In the beginning BLOOM has been setting up five regional hubs and a school network of teachers (primary and secondary level) from 10 different countries. The school network involved 20 teachers who developed, tested, improved and disseminated the so-called BLOOM school box. The BLOOM school box contains 11 Learning Scenarios. A MOOC focusing on bioeoconomy and a BLOOM “Teach bioeconomy!” competition for STEM teachers were launched. Additional bioeconomy teaching resources were created. The hubs allow for iterative processes involving quadruple helix stakeholders through various cycles of value development and idea generation through shared knowledge and experiences. The hubs implemented 30 co-creation workshops, where outreach target groups were identified and outreach materials and activities explored, designed and validated aiming at meeting regional needs. The second period was characterized by outreach and dissemination activities. Altogether 110 outreach activities were implemented; almost half of them online due to the Corona Pandemic. Altogether more than 88.500 people were reached through the outreach activities of the BLOOM hubs.
Additionally the dissemination team produced audio visual materials (5 episodes of the BLOOM documentary series, subtitled in all hub languages, 3 short information videos; 8 podcasts, BLOOM quiz, etc.) which were especially important for online use during the Corona pandemic and to support the hubs in their outreach activities. Moreover the dissemination team was responsible to communicate the topic of bioeconomy and the BLOOM results on social media. Partners responsible for content and frameworks of bioeconomy, dissemination partners, school network and hubs collaborated closely in order to create clear and well accessible information (also tools) for different target groups.
All BLOOM results are available on the BLOOMer platform which is going to be maintained until 2025. Materials and formats will be further used by network members, participants and school network.

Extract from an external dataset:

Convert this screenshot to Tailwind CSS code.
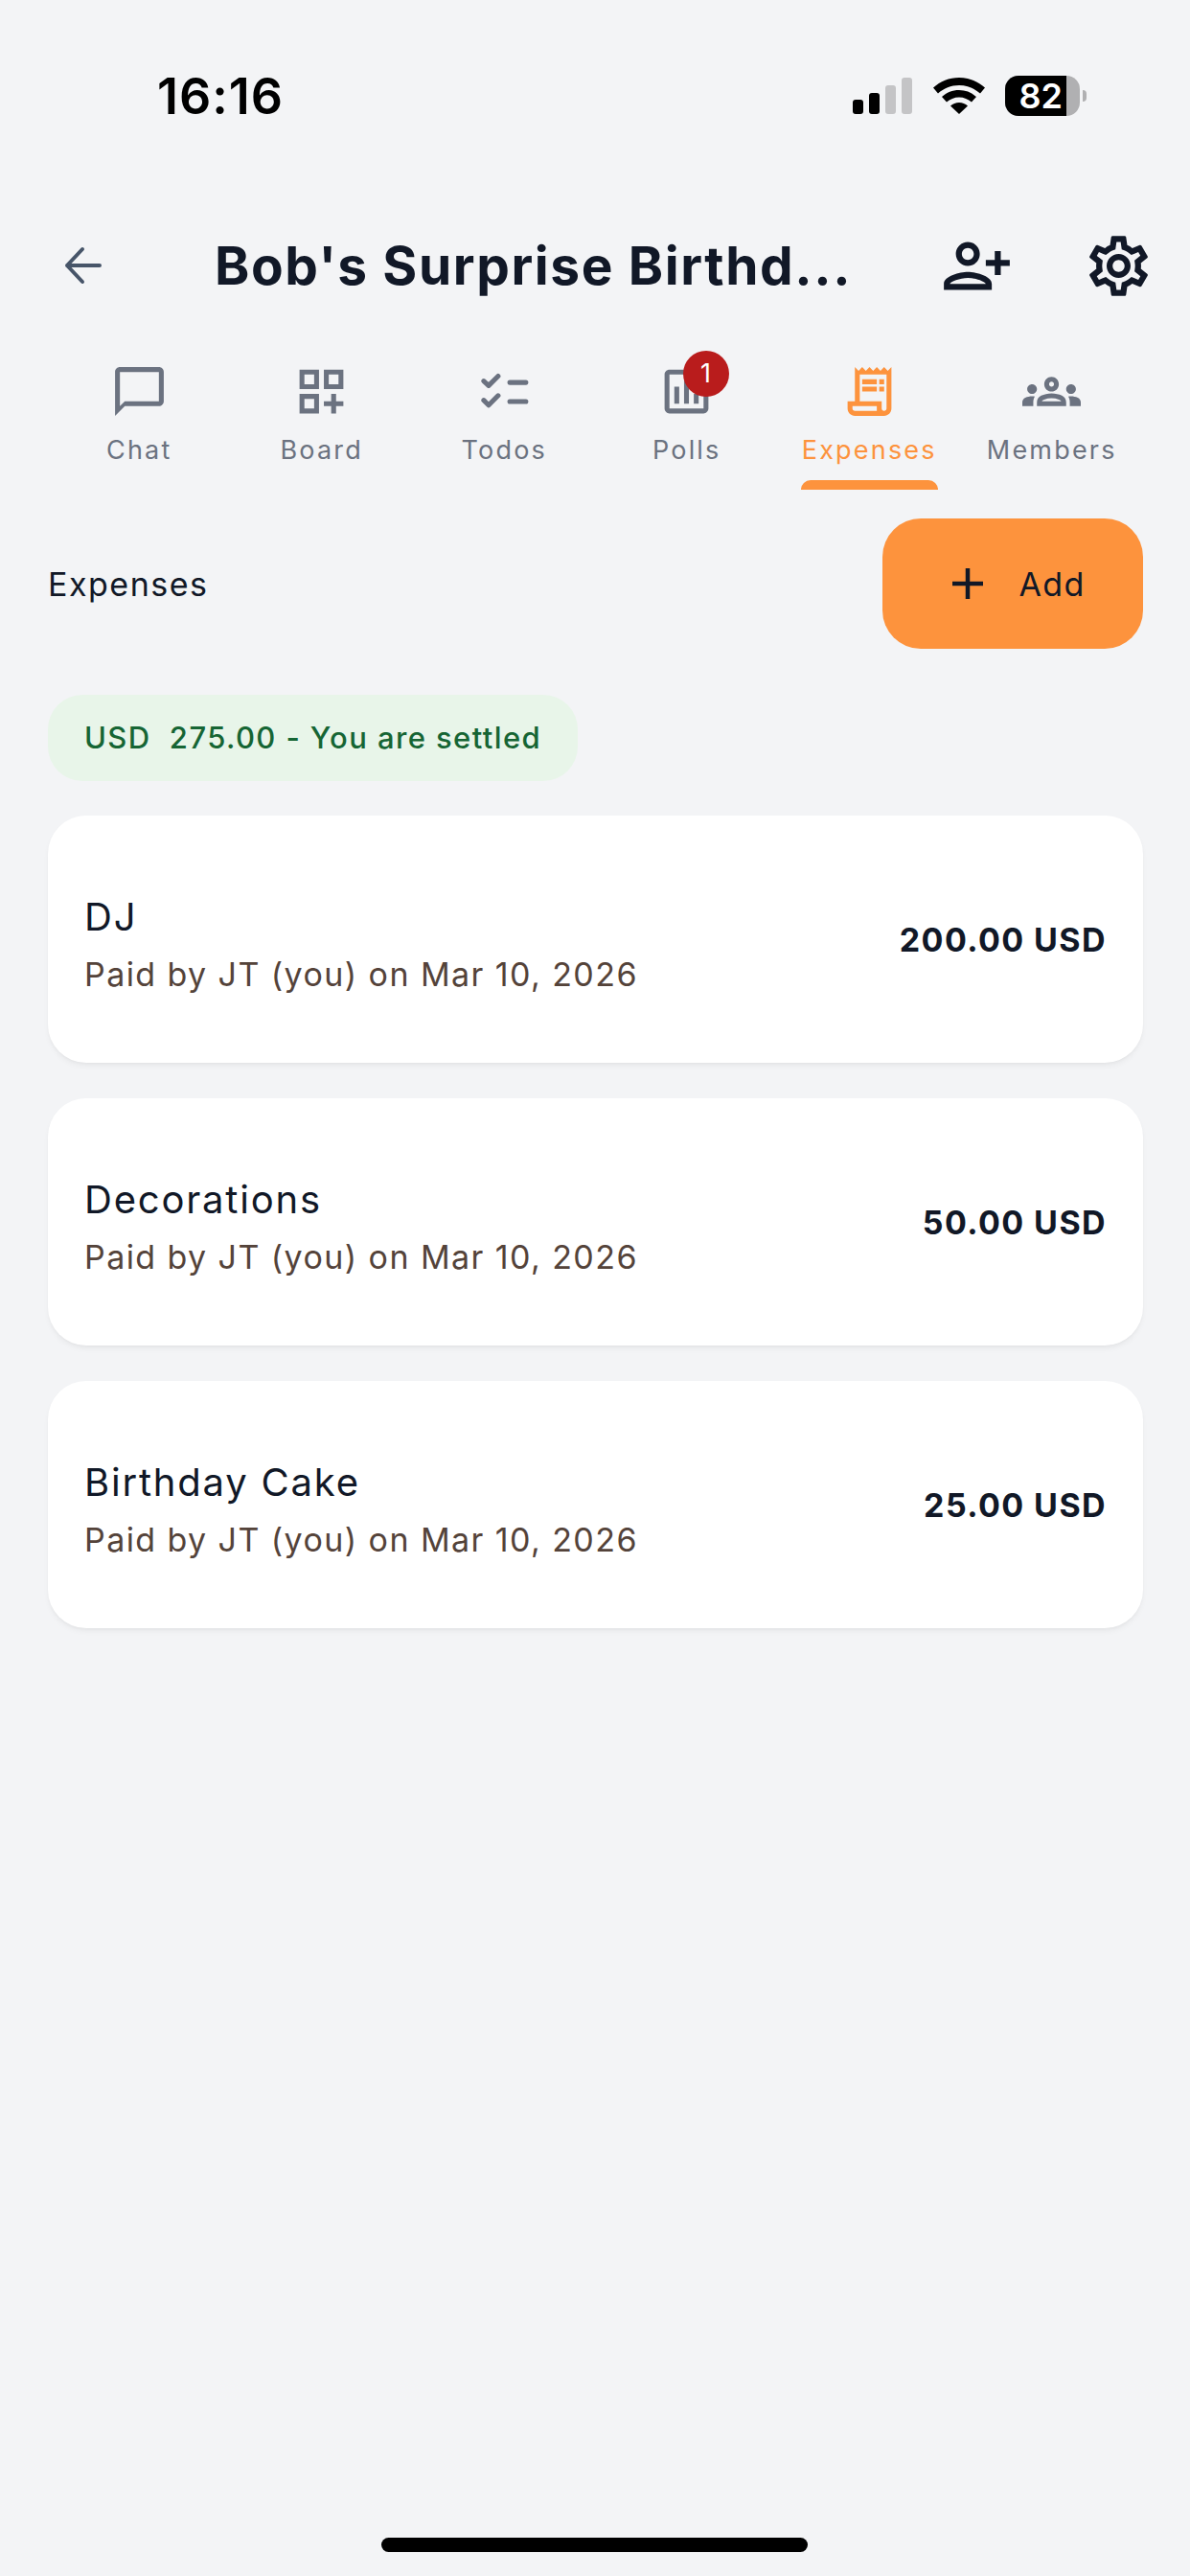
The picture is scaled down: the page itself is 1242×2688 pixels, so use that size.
<!DOCTYPE html>
<html lang="en">
<head>
  <meta charset="UTF-8" />
  <meta name="viewport" content="width=device-width, initial-scale=1" />
  <title>Expenses</title>
  <script src="https://cdn.jsdelivr.net/npm/@tailwindcss/browser@4"></script>
</head>
<body class="bg-[#f3f4f6] font-['Inter',sans-serif] text-[#111827]">
  <div class="relative w-[1242px] h-[2688px] overflow-hidden">

    <!-- Status bar -->
    <div class="flex items-center h-[200px] pl-[164px] pr-[108px]">
      <span class="text-[52px] font-semibold text-black leading-none tracking-[1px] pt-[2px]">16:16</span>
      <div class="ml-auto flex items-center">
        <svg width="62" height="38" viewBox="0 0 62 38" class="mr-[22px]">
          <rect x="0" y="23" width="11" height="15" rx="3" fill="#000" />
          <rect x="17" y="16" width="11" height="22" rx="3" fill="#000" />
          <rect x="34" y="8" width="11" height="30" rx="3" fill="#c4c4c6" />
          <rect x="51" y="0" width="11" height="38" rx="3" fill="#c4c4c6" />
        </svg>
        <svg width="54" height="38" viewBox="0 0 54 38" class="mr-[21px]">
          <path d="M27 0C16.500 0 7.500 4 0 10.500L5 16.500C11 11.200 18.500 8 27 8C35.500 8 43 11.200 49 16.500L54 10.500C46.500 4 37.500 0 27 0Z" fill="#000" />
          <path d="M27 13C20 13 14 15.500 9 20L14 25.500C17.500 22.500 22 20.500 27 20.500C32 20.500 36.500 22.500 40 25.500L45 20C40 15.500 34 13 27 13Z" fill="#000" />
          <path d="M27 26C23.500 26 20.500 27.200 18 29.500L27 38L36 29.500C33.500 27.200 30.500 26 27 26Z" fill="#000" />
        </svg>
        <div class="relative flex items-center">
          <div class="flex w-[78px] h-[42px] rounded-[14px] overflow-hidden bg-[#b0b0b2]">
            <div class="w-[64px] h-full bg-black text-white text-[36px] font-semibold leading-[42px] text-right pr-[4px]">82</div>
          </div>
          <div class="w-[4px] h-[12px] ml-[3px] rounded-r-full bg-[#b0b0b2]"></div>
        </div>
      </div>
    </div>

    <!-- Header -->
    <div class="flex items-center h-[154px] pr-[37px]">
      <button class="w-[224px] pl-[66px]">
        <svg width="41" height="40" viewBox="0 0 41 40" fill="none" stroke="#475569" stroke-width="4" stroke-linecap="round" stroke-linejoin="round">
          <path d="M20 3 4 20l16 17M4 20h34" />
        </svg>
      </button>
      <h1 class="flex-1 text-[55px] font-bold leading-none text-[#111827] tracking-[1.6px] whitespace-nowrap">Bob's Surprise Birthd...</h1>
      <svg width="75" height="75" viewBox="0 0 24 24" fill="#111827" class="-scale-x-100">
        <path d="M15 12c2.210 0 4-1.790 4-4s-1.790-4-4-4-4 1.790-4 4 1.790 4 4 4zm0-6c1.100 0 2 .9 2 2s-.9 2-2 2-2-.9-2-2 .9-2 2-2zm0 8c-2.670 0-8 1.340-8 4v2h16v-2c0-2.660-5.330-4-8-4zm-6 4c.22-.72 3.310-2 6-2 2.700 0 5.800 1.290 6 2H9zm-3-3v-3h3v-2H6V7H4v3H1v2h3v3h2z" />
      </svg>
      <svg width="75" height="75" viewBox="0 0 24 24" fill="#111827" class="ml-[73px]">
        <path d="M19.430 12.980c.04-.32.07-.64.07-.98 0-.34-.03-.66-.07-.98l2.110-1.650c.19-.15.24-.42.12-.64l-2-3.460c-.09-.16-.26-.25-.44-.25-.06 0-.12.01-.17.03l-2.490 1c-.52-.4-1.080-.73-1.690-.98l-.38-2.650C14.460 2.180 14.250 2 14 2h-4c-.25 0-.46.18-.49.42l-.38 2.650c-.61.25-1.170.59-1.690.98l-2.490-1c-.06-.02-.12-.03-.18-.03-.17 0-.34.09-.43.25l-2 3.460c-.13.22-.07.49.12.64l2.110 1.650c-.04.32-.07.65-.07.98 0 .33.03.66.07.98l-2.110 1.650c-.19.15-.24.42-.12.64l2 3.460c.09.16.26.25.44.25.06 0 .12-.01.17-.03l2.490-1c.52.4 1.080.73 1.690.98l.38 2.650c.03.24.24.42.49.42h4c.25 0 .46-.18.49-.42l.38-2.650c.61-.25 1.170-.59 1.690-.98l2.490 1c.06.02.12.03.18.03.17 0 .34-.09.43-.25l2-3.460c.12-.22.07-.49-.12-.64l-2.110-1.650zm-1.980-1.710c.04.31.05.52.05.73 0 .21-.02.43-.05.73l-.14 1.130.89.7 1.080.84-.7 1.210-1.270-.51-1.040-.42-.9.68c-.43.32-.84.56-1.250.73l-1.060.43-.16 1.130-.2 1.350h-1.400l-.19-1.350-.16-1.130-1.060-.43c-.43-.18-.83-.41-1.230-.71l-.91-.7-1.060.43-1.270.51-.7-1.210 1.080-.84.89-.7-.14-1.130c-.03-.31-.05-.54-.05-.74s.02-.43.05-.73l.14-1.130-.89-.7-1.080-.84.7-1.210 1.270.51 1.040.42.9-.68c.43-.32.84-.56 1.250-.73l1.060-.43.16-1.130.2-1.350h1.390l.19 1.350.16 1.130 1.060.43c.43.18.83.41 1.230.71l.91.7 1.060-.43 1.270-.51.7 1.210-1.070.85-.89.7.14 1.130zM12 8c-2.210 0-4 1.790-4 4s1.790 4 4 4 4-1.790 4-4-1.790-4-4-4zm0 6c-1.100 0-2-.9-2-2s.9-2 2-2 2 .9 2 2-.9 2-2 2z" />
      </svg>
    </div>

    <!-- Tabs -->
    <div class="grid grid-cols-6 pl-[50px] pr-[49px] h-[157px] text-[#6b7280] text-[27px] font-[370] tracking-[2.2px]">
      <div class="flex flex-col items-center pt-[24px]">
        <svg width="61" height="61" viewBox="0 0 24 24" fill="currentColor">
          <path d="M20 2H4c-1.100 0-2 .9-2 2v18l4-4h14c1.100 0 2-.9 2-2V4c0-1.100-.9-2-2-2zm0 14H6l-2 2V4h16v12z" />
        </svg>
        <span class="mt-[15px] leading-[32px]">Chat</span>
      </div>
      <div class="flex flex-col items-center pt-[24px]">
        <svg width="61" height="61" viewBox="0 0 24 24" fill="currentColor">
          <path d="M3 11h8V3H3v8zm2-6h4v4H5V5zM13 3v8h8V3h-8zm6 6h-4V5h4v4zM3 21h8v-8H3v8zm2-6h4v4H5v-4zM18 13h-2v3h-3v2h3v3h2v-3h3v-2h-3z" />
        </svg>
        <span class="mt-[15px] leading-[32px]">Board</span>
      </div>
      <div class="flex flex-col items-center pt-[24px]">
        <svg width="61" height="61" viewBox="0 0 24 24" fill="none" stroke="currentColor" stroke-width="2" stroke-linecap="round" stroke-linejoin="round">
          <path d="M3.500 7.700 5.500 9.600 9.400 5.700M3.500 15.600l2 2 3.900-3.900M14.200 8.300h6.600M14.200 16.100h6.600" />
        </svg>
        <span class="mt-[15px] leading-[32px]">Todos</span>
      </div>
      <div class="relative flex flex-col items-center pt-[24px]">
        <svg width="61" height="61" viewBox="0 0 24 24" fill="currentColor">
          <path d="M19 3H5c-1.100 0-2 .9-2 2v14c0 1.100.9 2 2 2h14c1.100 0 2-.9 2-2V5c0-1.100-.9-2-2-2zm0 16H5V5h14v14zM7 10h2v7H7zm4-3h2v10h-2zm4 6h2v4h-2z" />
        </svg>
        <span class="mt-[15px] leading-[32px]">Polls</span>
        <span class="absolute left-[91px] top-[12px] w-[48px] h-[48px] rounded-full bg-[#b91c1c] text-white text-[27px] tracking-normal leading-[48px] text-center">1</span>
      </div>
      <div class="relative flex flex-col items-center pt-[24px] text-[#fd933d]">
        <svg width="61" height="61" viewBox="0 0 24 24" fill="currentColor">
          <path d="M19.500 3.500 18 2l-1.500 1.500L15 2l-1.500 1.500L12 2l-1.500 1.500L9 2 7.500 3.500 6 2v14H3v3c0 1.660 1.340 3 3 3h12c1.660 0 3-1.340 3-3V2l-1.500 1.500zM15 20H6c-.55 0-1-.45-1-1v-1h10v2zm4-1c0 .55-.45 1-1 1s-1-.45-1-1v-3H8V5h11v14z" />
          <path d="M9 7h6v2H9zm7 0h2v2h-2zM9 10h6v2H9zm7 0h2v2h-2z" />
        </svg>
        <span class="mt-[15px] leading-[32px]">Expenses</span>
        <div class="absolute bottom-0 left-[24px] w-[143px] h-[10px] rounded-t-[10px] bg-[#fd933d]"></div>
      </div>
      <div class="flex flex-col items-center pt-[24px]">
        <svg width="61" height="61" viewBox="0 0 24 24" fill="currentColor">
          <path d="M4 13c1.100 0 2-.9 2-2s-.9-2-2-2-2 .9-2 2 .9 2 2 2zm1.130 1.100C4.760 14.040 4.390 14 4 14c-.99 0-1.930.21-2.780.58C.48 14.900 0 15.620 0 16.430V18h4.500v-1.610c0-.83.23-1.610.63-2.290zM20 13c1.100 0 2-.9 2-2s-.9-2-2-2-2 .9-2 2 .9 2 2 2zm4 3.430c0-.81-.48-1.530-1.220-1.850C21.930 14.210 20.990 14 20 14c-.39 0-.76.04-1.130.1.4.68.63 1.460.63 2.290V18H24v-1.570zM16.240 13.650c-1.170-.52-2.610-.9-4.240-.9s-3.070.39-4.240.9C6.680 14.130 6 15.210 6 16.390V18h12v-1.610c0-1.180-.68-2.260-1.760-2.740zM8.070 16c.09-.23.13-.39.91-.69.97-.38 1.990-.56 3.020-.56s2.050.18 3.020.56c.77.3.81.46.91.69H8.070zM12 8c.55 0 1 .45 1 1s-.45 1-1 1-1-.45-1-1 .45-1 1-1m0-2c-1.660 0-3 1.340-3 3s1.340 3 3 3 3-1.340 3-3-1.340-3-3-3z" />
        </svg>
        <span class="mt-[15px] leading-[32px]">Members</span>
      </div>
    </div>

    <!-- Content -->
    <div class="pl-[50px] pr-[49px] pt-[30px]">
      <div class="flex items-center justify-between">
        <span class="text-[34px] font-[370] tracking-[1.5px]">Expenses</span>
        <button class="flex items-center justify-center gap-[37px] pl-[11px] w-[272px] h-[136px] rounded-[40px] bg-[#fd933d] text-[34px] font-normal tracking-[1.3px]">
          <svg width="34" height="34" viewBox="0 0 34 34" fill="none" stroke="#111827" stroke-width="4.500">
            <path d="M17 1v32M1 17h32" />
          </svg>
          <span>Add</span>
        </button>
      </div>

      <div class="inline-block mt-[48px] px-[38px] h-[90px] rounded-[36px] bg-[#e8f5e9] text-[#166534] text-[31px] font-[470] leading-[90px] tracking-[1.4px] whitespace-pre">USD  275.00 - You are settled</div>

      <div class="flex flex-col gap-[37px] mt-[36px]">
        <div class="flex items-center justify-between h-[258px] px-[38px] rounded-[40px] bg-white shadow-md shadow-black/5">
          <div class="pt-[14px]">
            <div class="text-[40px] font-[370] leading-[46px] tracking-[1.8px]">DJ</div>
            <div class="mt-[14px] text-[34px] font-[370] leading-[46px] tracking-[1.42px] text-[#54433a]">Paid by JT (you) on Mar 10, 2026</div>
          </div>
          <div class="text-[34px] font-bold tracking-[1.4px]">200.00 USD</div>
        </div>
        <div class="flex items-center justify-between h-[258px] px-[38px] rounded-[40px] bg-white shadow-md shadow-black/5">
          <div class="pt-[14px]">
            <div class="text-[40px] font-[370] leading-[46px] tracking-[1.8px]">Decorations</div>
            <div class="mt-[14px] text-[34px] font-[370] leading-[46px] tracking-[1.42px] text-[#54433a]">Paid by JT (you) on Mar 10, 2026</div>
          </div>
          <div class="text-[34px] font-bold tracking-[1.4px]">50.00 USD</div>
        </div>
        <div class="flex items-center justify-between h-[258px] px-[38px] rounded-[40px] bg-white shadow-md shadow-black/5">
          <div class="pt-[14px]">
            <div class="text-[40px] font-[370] leading-[46px] tracking-[1.8px]">Birthday Cake</div>
            <div class="mt-[14px] text-[34px] font-[370] leading-[46px] tracking-[1.42px] text-[#54433a]">Paid by JT (you) on Mar 10, 2026</div>
          </div>
          <div class="text-[34px] font-bold tracking-[1.4px]">25.00 USD</div>
        </div>
      </div>
    </div>

    <!-- Home indicator -->
    <div class="absolute left-[398px] bottom-[25px] w-[445px] h-[15px] rounded-full bg-black"></div>
  </div>
</body>
</html>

Collected data is available on ZENODO for further research use. Multimedia materials; videos and podcasts are also available on YouTube and Spotify.
BLOOM bridges the knowledge gap and disseminates bioeconomy knowledge to the society at large. BLOOM includes the deployment of large scale outreach activities for multidisciplinary groups and communities developing innovative solutions to European societal challenges. BLOOM strengthens the engagement of stakeholders and the civil society in the bioeconomy innovation, industry and research.
The benefit of the BLOOM co-creation and outreach process was twofold: for one, the citizens and stakeholder will gain knowledge on benefits and issues pertaining to bioeconomy. At the same time, multi-stakeholder networks could be set up.
BLOOM raised citizen awareness and the communication between regional industry representatives, decision makers and citizens was strengthened. Bioeconomy development can help rural areas to strengthen their unique regional profile and to explore their comparative advantages with other regions.
BLOOM developed and applied the BLOOM school box, which addresses boys and girls of different ages and provides different ways of bringing the topic of bieconomy closer. The BLOOM teachers became pioneers in developing bioeconomy teaching resources which proved to be very useful in education.